Persistent Non‑Performance and Expired Permits Show Insolvency Beyond Mere Delay: NCLT Admits Homebuyers Petition u/s 7 [Read Order]
The court observed that the petitioners qualify as financial creditors under Section 5(8)(f).
![Persistent Non‑Performance and Expired Permits Show Insolvency Beyond Mere Delay: NCLT Admits Homebuyers Petition u/s 7 [Read Order] Persistent Non‑Performance and Expired Permits Show Insolvency Beyond Mere Delay: NCLT Admits Homebuyers Petition u/s 7 [Read Order]](https://images.taxscan.in/h-upload/2026/01/15/2119934-persistent-nonperformance-and-expired-permits-show-insolvency-beyond-mere-delay-nclt-admits-homebuyers-petition-us-7-taxscan.webp)
The National Company Law Tribunal (NCLT) Cochin Bench has admitted the insolvency petition against a company submitted by homebuyers, holding that persistent non-performance and expired building permits show insolvency beyond delay.
The case arose from the promise of five residential towers and a commercial complex with full amenities by Skywings Township Project by SRK constructions. Completion was targeted by September 2009. Homebuyers had purchased undivided shares in King East and Queen East towers, executing agreements and sale deeds. However, SRK miserably failed to complete construction. The company cited its financial crisis, while simultaneously diverting resources to other projects
Between 2012 and 2014, Alka Ventures, the respondent in the present case, took over the project through a memorandum of understanding. Quadripartite agreements and a final takeover agreement were also executed. The corporate debtor undertook to complete king east anbd queen east by 2015 and the entire township by 23018. But there was no progress.

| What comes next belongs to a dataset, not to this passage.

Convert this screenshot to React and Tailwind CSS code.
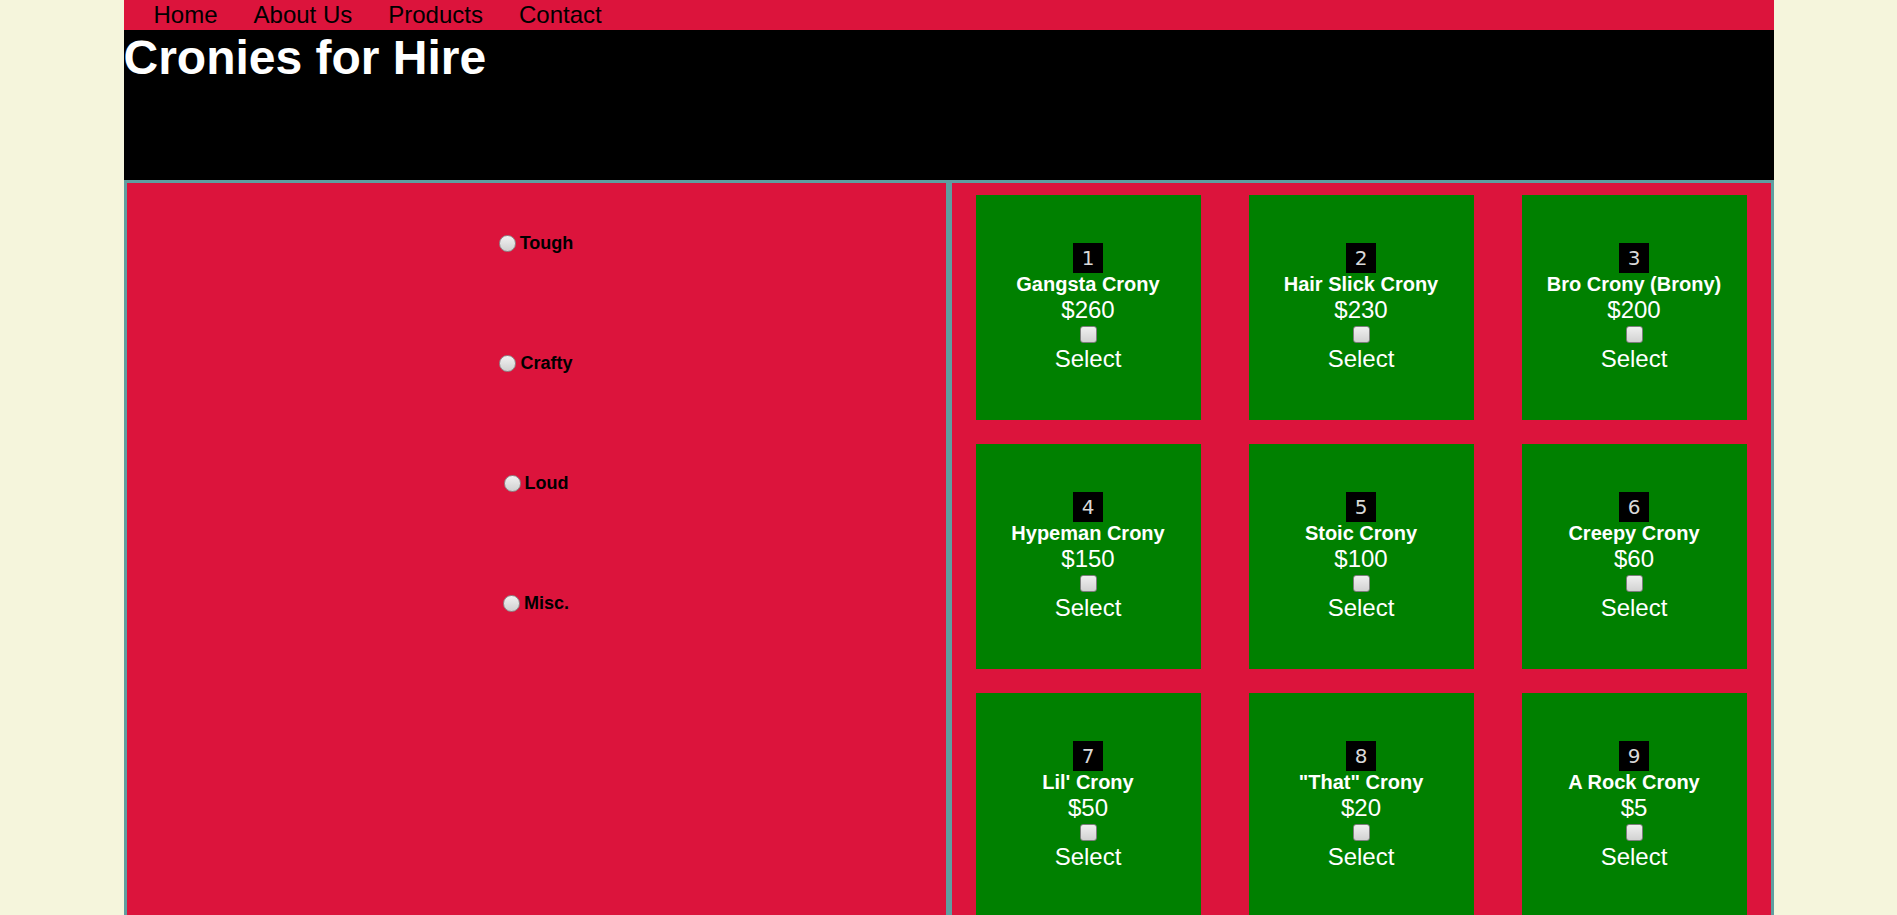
import React from "react";

const links = ["Home", "About Us", "Products", "Contact"];
const traits = ["Tough", "Crafty", "Loud", "Misc."];

const cronies = [
  { id: 1, name: "Gangsta Crony", price: 260 },
  { id: 2, name: "Hair Slick Crony", price: 230 },
  { id: 3, name: "Bro Crony (Brony)", price: 200 },
  { id: 4, name: "Hypeman Crony", price: 150 },
  { id: 5, name: "Stoic Crony", price: 100 },
  { id: 6, name: "Creepy Crony", price: 60 },
  { id: 7, name: "Lil' Crony", price: 50 },
  { id: 8, name: '"That" Crony', price: 20 },
  { id: 9, name: "A Rock Crony", price: 5 },
];

function CronyCard({ crony }) {
  return (
    <div className="w-[225px] h-[225px] mx-[24px] my-[12px] bg-[#008000] flex flex-col items-center justify-center text-white">
      <div className="w-[30px] h-[30px] bg-black text-[#d9d9d9] text-[20px] leading-[30px] text-center font-['DejaVu_Sans',sans-serif]">
        {crony.id}
      </div>
      <h3 className="text-[20px] font-bold leading-[23px]">{crony.name}</h3>
      <p className="text-[24px] leading-[27.6px]">${crony.price}</p>
      <input
        type="checkbox"
        className="appearance-none shrink-0 w-[17px] h-[17px] my-[2px] rounded-[3px] border border-[#7d7d7d] bg-gradient-to-b from-[#f0f0f0] to-[#d2d2d2]"
      />
      <span className="text-[24px] leading-[27.6px]">Select</span>
    </div>
  );
}

export default function App() {
  return (
    <div className="min-h-screen bg-[#f5f5dc] font-['Liberation_Sans',Arial,sans-serif]">
      <div className="w-[1650px] mx-auto">
        <nav className="h-[30px] bg-[#dc143c]">
          <ul className="flex pl-[30px] gap-[36px] text-[24px] leading-[30px] text-black">
            {links.map((link) => (
              <li key={link}>
                <a href="#">{link}</a>
              </li>
            ))}
          </ul>
        </nav>

        <header className="h-[150px] bg-black">
          <h1 className="text-[48px] leading-[1.15] font-bold text-white">Cronies for Hire</h1>
        </header>

        <main className="flex">
          <section className="w-1/2 bg-[#dc143c] border-[3px] border-[#5f9ea0] flex flex-col">
            {traits.map((trait) => (
              <label
                key={trait}
                className="h-[120px] flex items-center justify-center text-[18px] font-bold text-black"
              >
                <input
                  type="radio"
                  name="trait"
                  className="appearance-none shrink-0 w-[17px] h-[17px] mr-[4px] rounded-full border border-[#8c8c8c] bg-gradient-to-b from-[#f2f2f2] to-[#d0d0d0]"
                />
                {trait}
              </label>
            ))}
          </section>

          <section className="w-1/2 bg-[#dc143c] border-[3px] border-[#5f9ea0] flex flex-wrap">
            {cronies.map((crony) => (
              <CronyCard key={crony.id} crony={crony} />
            ))}
          </section>
        </main>
      </div>
    </div>
  );
}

The petitioners, representing 98 allotees through the Skywings members society, claimed that over Rs 36.83 crore had been paid. And this consititutted 75% of the apartment values. The petitioners alone had contributed Rs 11.85 crore, but still, the tower was incomplete
They highlighted repeated defaults which includes, undertakings before the Non-Resident Keralites Commission (2018) to complete by March 2020, RERA orders directing completion by June 2023, later extended to August 2024 and December 2024, and failure to renew building permits requiring ₹1.92 crore in fees.
They further argued that the corporate debtor’s persistent non-performance, expiry of permits, and attachment of project property in execution proceedings demonstrated financial incapacity and default under Section 7 of the IBC.

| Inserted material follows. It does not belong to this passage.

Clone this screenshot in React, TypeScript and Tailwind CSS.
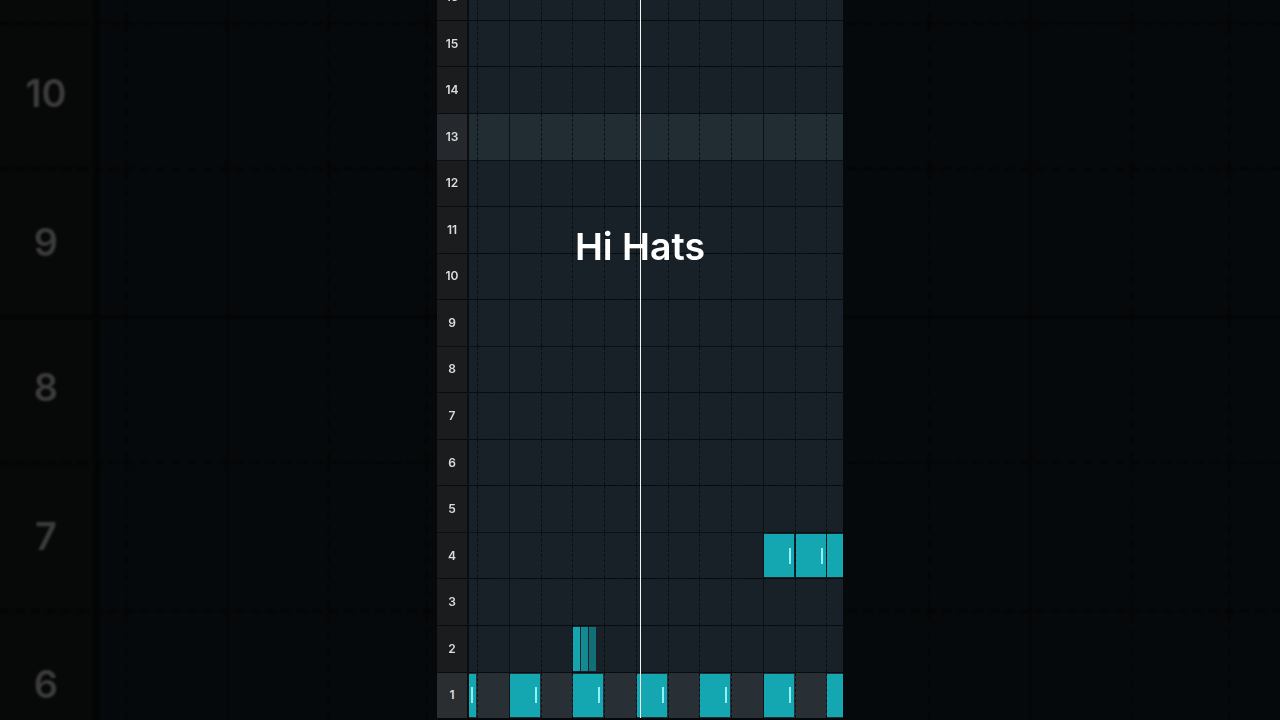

Alka Ventures opposed the petition, arguing that homebuyers were not financial creditors under section 5(7) of the code and that disputes were merely contractual. Thus, it was governed by the Estate (Regulation and Development) Act, 2016 (RERA). They claimed construction was nearly complete and RERA had already directed completion by August 2024.

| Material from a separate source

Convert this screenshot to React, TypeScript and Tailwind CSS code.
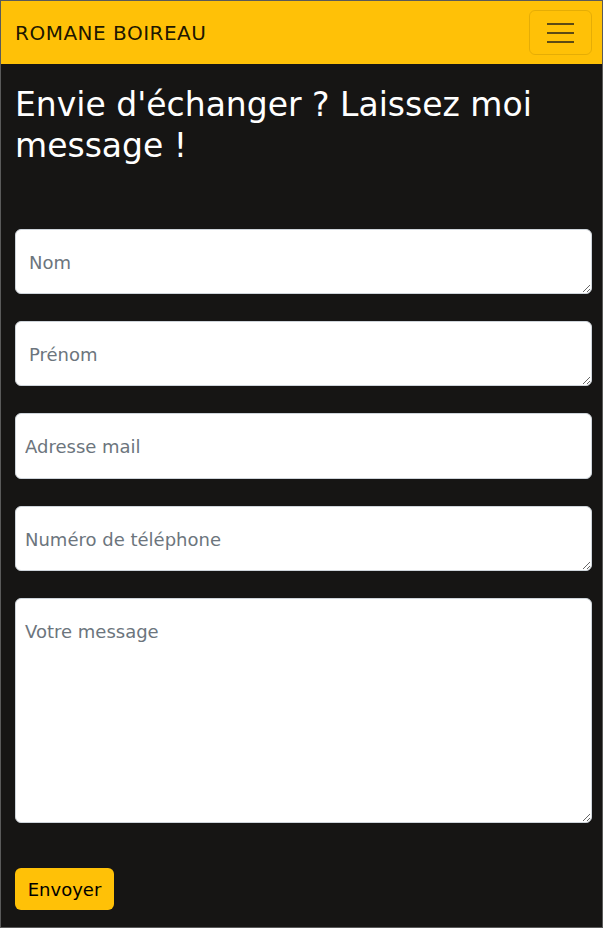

The respondent contended that petitioners had paid only 60% of apartment values, with the balance payable upon completion. They argued that mere delay in construction did not constitute “financial debt” or default under the IBC, and that remedies lay exclusively before RERA or Civil Courts.
The Tribunal examined whether petitioners qualified as financial creditors and whether default existed. The tribunal noted that amounts raised from allottees in real estate projects deemed to be financial debt as per section 5(8)(f). The SupremeCourt’s ruling in Pioneer Urban Land and Infrastructure Ltd. v. Union of India (2019) confirmed that homebuyers fall within the definition of financial creditors.
On default, the Tribunal observed repeated unfulfilled commitments which included, takeover agreements (2014), undertakings before the Non-Resident Keralites Commission (2018), and successive RERA deadlines up to December 2024. The corporate debtor failed to complete construction, renew permits, or resolve attachment of project property. This cumulative non-performance satisfied the definition of default under Section 3(12) of the Code.
The Tribunal further observed that the respondent’s contention that RERA was the exclusive forum. It referred to the Supreme Court’s recent judgment in Mansi Brar Fernandes v. Shubha Sharma (2025), which clarified that while RERA is the primary forum for real estate disputes, the IBC may be invoked in genuine cases of insolvency where developers are commercially unable to complete projects or repay amounts.
The Tribunal held that the petitioners had exhausted remedies before RERA and other forums, and the facts disclosed genuine financial distress warranting insolvency proceedings.
The two-member bench of Vinay Goel (Judicial Member) and Madhu Sinha (Technical Member) concluded that the petitioners qualify as financial creditors under Section 5(8)(f). It was also observed that persistent non-performance and inability to renew permits or discharge obligations constitute default. Also, the corporate debtor is financially distressed, and the petition is maintainable under Section 7 of the IBC.
Accordingly, the Tribunal admitted the petition, declared a moratorium under Section 14, and directed the initiation of CIRP against Alka Ventures Pvt. Ltd. An Interim Resolution Professional was appointed to take charge of the corporate debtor’s affairs.